**Work to do:** Take the lines of the data below from the very first through the line containing "const CJK = /([\u3000-\u303f\u4e00-\u9fff\uff00-\uffef]+)/;" and output them exactly, pictures excluded.

**Material:**
★ ★ ★
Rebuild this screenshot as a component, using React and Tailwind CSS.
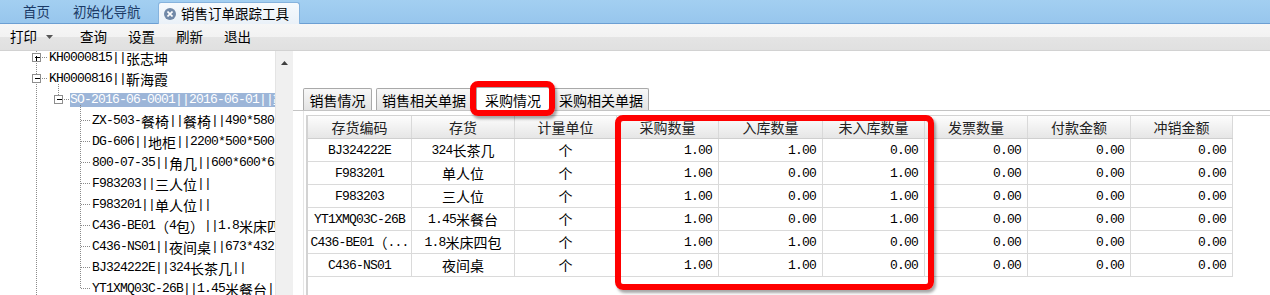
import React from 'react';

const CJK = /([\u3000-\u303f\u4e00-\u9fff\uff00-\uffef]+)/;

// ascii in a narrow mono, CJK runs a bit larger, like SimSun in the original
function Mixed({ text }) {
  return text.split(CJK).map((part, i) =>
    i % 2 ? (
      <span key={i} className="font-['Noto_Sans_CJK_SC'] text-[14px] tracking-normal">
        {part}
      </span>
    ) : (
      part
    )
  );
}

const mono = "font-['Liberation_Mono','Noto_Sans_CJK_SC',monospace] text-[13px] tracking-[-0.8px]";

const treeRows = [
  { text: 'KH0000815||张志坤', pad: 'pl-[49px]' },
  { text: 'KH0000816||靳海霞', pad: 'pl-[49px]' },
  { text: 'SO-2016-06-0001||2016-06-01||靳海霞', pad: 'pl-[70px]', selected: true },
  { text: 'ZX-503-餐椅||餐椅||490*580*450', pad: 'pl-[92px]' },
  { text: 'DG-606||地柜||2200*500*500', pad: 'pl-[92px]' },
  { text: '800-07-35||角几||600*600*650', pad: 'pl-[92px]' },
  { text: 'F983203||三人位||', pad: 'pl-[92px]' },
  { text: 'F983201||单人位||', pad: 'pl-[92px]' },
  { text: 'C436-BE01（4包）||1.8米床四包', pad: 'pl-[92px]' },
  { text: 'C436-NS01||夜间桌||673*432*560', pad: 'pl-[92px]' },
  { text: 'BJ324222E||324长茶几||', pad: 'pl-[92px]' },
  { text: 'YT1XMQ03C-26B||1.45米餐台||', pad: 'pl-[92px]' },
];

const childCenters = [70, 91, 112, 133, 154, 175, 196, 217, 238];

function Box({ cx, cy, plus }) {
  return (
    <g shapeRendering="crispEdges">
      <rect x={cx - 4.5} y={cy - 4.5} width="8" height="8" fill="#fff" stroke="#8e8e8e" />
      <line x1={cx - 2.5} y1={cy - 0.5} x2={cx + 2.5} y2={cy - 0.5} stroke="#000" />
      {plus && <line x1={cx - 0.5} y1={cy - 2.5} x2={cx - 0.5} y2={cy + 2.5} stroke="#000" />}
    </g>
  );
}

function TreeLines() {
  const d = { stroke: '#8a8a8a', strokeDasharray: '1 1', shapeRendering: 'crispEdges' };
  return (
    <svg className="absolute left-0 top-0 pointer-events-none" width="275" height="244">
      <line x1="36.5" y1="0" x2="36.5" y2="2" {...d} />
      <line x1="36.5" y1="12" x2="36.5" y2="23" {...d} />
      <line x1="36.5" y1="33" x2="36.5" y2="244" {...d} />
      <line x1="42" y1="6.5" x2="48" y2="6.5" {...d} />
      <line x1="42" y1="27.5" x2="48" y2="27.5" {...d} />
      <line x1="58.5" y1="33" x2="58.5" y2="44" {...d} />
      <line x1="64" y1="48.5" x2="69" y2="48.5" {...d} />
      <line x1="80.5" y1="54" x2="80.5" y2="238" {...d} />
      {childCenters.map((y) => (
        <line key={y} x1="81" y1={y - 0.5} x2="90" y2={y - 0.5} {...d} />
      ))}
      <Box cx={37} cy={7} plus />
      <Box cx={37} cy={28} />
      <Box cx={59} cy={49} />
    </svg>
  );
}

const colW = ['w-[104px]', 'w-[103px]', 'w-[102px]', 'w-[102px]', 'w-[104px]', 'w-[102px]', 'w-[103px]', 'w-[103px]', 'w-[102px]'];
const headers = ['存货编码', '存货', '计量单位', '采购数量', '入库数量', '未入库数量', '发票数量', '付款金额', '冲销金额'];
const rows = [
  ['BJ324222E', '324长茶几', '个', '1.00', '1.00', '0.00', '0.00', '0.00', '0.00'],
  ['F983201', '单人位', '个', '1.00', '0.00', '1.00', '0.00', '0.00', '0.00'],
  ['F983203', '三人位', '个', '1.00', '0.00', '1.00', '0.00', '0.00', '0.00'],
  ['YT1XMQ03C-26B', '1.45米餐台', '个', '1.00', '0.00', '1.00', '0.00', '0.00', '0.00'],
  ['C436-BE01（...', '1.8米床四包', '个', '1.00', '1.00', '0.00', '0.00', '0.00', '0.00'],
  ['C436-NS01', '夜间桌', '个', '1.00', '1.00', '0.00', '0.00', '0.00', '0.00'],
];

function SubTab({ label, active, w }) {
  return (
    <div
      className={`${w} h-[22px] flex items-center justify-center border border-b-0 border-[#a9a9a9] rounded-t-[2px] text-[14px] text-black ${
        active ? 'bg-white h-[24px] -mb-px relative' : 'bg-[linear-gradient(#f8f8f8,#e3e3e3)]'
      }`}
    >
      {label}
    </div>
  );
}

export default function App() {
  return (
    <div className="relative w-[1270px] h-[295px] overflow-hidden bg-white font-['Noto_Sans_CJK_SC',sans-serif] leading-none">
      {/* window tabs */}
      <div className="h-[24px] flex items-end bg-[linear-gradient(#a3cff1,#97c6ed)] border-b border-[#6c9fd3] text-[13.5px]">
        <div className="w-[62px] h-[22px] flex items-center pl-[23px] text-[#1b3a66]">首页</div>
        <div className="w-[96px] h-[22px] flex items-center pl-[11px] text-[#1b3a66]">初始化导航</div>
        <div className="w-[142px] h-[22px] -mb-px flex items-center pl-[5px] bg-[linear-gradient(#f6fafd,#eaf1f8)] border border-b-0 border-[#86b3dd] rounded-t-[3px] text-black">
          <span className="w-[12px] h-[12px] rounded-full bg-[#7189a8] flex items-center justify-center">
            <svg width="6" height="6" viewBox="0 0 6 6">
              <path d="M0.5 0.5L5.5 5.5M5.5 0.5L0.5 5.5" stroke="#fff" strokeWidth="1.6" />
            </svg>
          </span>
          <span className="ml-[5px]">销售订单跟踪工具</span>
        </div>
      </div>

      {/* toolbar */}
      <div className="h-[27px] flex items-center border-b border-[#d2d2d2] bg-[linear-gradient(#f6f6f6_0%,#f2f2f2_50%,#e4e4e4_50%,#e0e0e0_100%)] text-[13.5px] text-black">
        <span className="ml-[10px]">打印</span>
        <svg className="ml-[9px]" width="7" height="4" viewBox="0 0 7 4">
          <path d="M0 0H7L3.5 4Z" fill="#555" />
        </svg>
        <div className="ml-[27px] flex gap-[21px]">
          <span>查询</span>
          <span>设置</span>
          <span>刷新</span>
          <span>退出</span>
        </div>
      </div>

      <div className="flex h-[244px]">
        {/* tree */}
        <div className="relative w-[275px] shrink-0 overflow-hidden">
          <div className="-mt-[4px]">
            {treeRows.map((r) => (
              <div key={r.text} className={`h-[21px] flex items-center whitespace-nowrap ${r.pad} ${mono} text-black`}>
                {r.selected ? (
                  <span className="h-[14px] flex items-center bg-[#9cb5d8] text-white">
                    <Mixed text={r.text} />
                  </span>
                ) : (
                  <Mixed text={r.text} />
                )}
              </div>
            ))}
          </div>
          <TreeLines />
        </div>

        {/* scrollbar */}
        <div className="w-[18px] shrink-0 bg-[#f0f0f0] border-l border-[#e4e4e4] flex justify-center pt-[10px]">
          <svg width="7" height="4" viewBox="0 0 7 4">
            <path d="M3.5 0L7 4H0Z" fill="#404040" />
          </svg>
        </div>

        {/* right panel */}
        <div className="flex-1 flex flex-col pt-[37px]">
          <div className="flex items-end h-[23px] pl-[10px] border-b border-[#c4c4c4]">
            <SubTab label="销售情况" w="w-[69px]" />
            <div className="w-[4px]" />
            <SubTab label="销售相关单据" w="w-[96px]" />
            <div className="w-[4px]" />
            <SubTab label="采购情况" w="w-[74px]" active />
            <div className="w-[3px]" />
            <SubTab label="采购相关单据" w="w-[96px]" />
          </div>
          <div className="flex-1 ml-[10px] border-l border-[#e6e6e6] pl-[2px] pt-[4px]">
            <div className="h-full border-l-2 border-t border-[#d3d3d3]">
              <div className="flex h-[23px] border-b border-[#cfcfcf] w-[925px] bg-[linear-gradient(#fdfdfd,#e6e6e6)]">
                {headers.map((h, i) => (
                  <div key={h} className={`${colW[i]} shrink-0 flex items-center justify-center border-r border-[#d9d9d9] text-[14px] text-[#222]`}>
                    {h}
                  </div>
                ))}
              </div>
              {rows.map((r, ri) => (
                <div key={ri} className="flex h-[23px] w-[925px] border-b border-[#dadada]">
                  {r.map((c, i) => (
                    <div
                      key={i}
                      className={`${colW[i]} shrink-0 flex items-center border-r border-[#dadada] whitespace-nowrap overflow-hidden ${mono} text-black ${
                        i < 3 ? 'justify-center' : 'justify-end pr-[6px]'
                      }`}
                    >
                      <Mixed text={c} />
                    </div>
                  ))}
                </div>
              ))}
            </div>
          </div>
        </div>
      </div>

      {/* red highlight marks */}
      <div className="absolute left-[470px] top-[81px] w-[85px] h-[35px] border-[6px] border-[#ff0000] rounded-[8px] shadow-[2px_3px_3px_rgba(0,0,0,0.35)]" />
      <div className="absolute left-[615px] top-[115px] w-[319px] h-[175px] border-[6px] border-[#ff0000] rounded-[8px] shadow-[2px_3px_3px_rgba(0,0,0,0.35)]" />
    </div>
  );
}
★ ★ ★
**Problem solution:**
Rebuild this screenshot as a component, using React and Tailwind CSS.
import React from 'react';

const CJK = /([\u3000-\u303f\u4e00-\u9fff\uff00-\uffef]+)/;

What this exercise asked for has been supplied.